A single Bronze-winged Pionus needs a powder-coated metal cage of a minimum size of around 36”w x 24”d x 36”h with no more than ¾” bar spacing. They are not particularly chewy birds, but they do need to have some toys that they are welcome to chew to destruction. You should also have a playpen and perhaps some perches outside the cage, to give your pet a place to hang out around the house with you. Have some toy ladders to encourage climbing.

While the Bronze-winged Pionus is not known for being fiercely territorial, even during the breeding season, never let them become cage-bound. Don't let your pet become a chubby perch potato when you can easily encourage the Bronze-winged Pionus to come out and play. Also, even though some individuals do remain friendly and non-territorial when in season, some birds do become hormonal. Know your bird, and train all Pionus to step onto a hand-held perch so you can move your pet to neutral territory for playtime – even during a hormonal surge.

The Bronze-winged Pionus, like the other Pionus, is a sturdy little bird with a tendency to gain weight. Wild birds forage heavily for fruit and green vegetation, including seeding plants and sprouts. There seem to be several diets that will work for this species, as long as you are careful to avoid over-reliance on dry, fatty seed. Some people may opt for a pellet-based diet, while others may opt for a soak and cook diet that includes plenty of well-cooked or well-sprouted legumes. The classic diet developed by John Stoodley included half sprouting beans and seeds, and half fresh fruits and vegetables.

Whichever diet you choose, you will clearly need to learn to make a high quality “chop” salad that includes lots of fresh fruits and greens for your pet. Like other colorful parrots, the Bronze-winged Pionus may have an elevated need for natural sources of vitamin A. Make sure that you include deep orange (carrot, well-cooked yam) or deep red (pomegranate) produce in the daily salad.

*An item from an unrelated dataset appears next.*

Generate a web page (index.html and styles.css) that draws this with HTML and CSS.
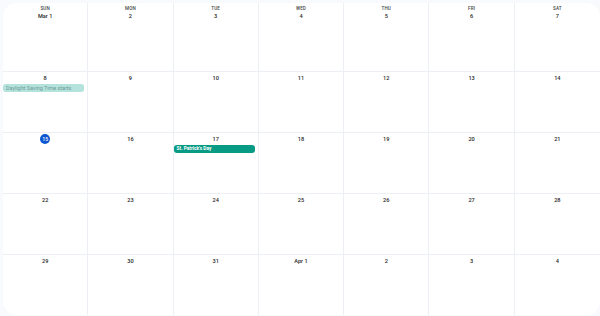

While some people do offer seed mix or at least seed sprouts in the daily diet, it's best to make these seeds the low-fat varieties, such as millet and canary seed. Hold back fatty seed like sunflower or safflower to offer as treats, either hidden in foraging toys or else for trick training. If your Pionus likes to indulge in high-fat seed, the bird will definitely need to be encouraged to exercise. Never offer avocado or chocolate.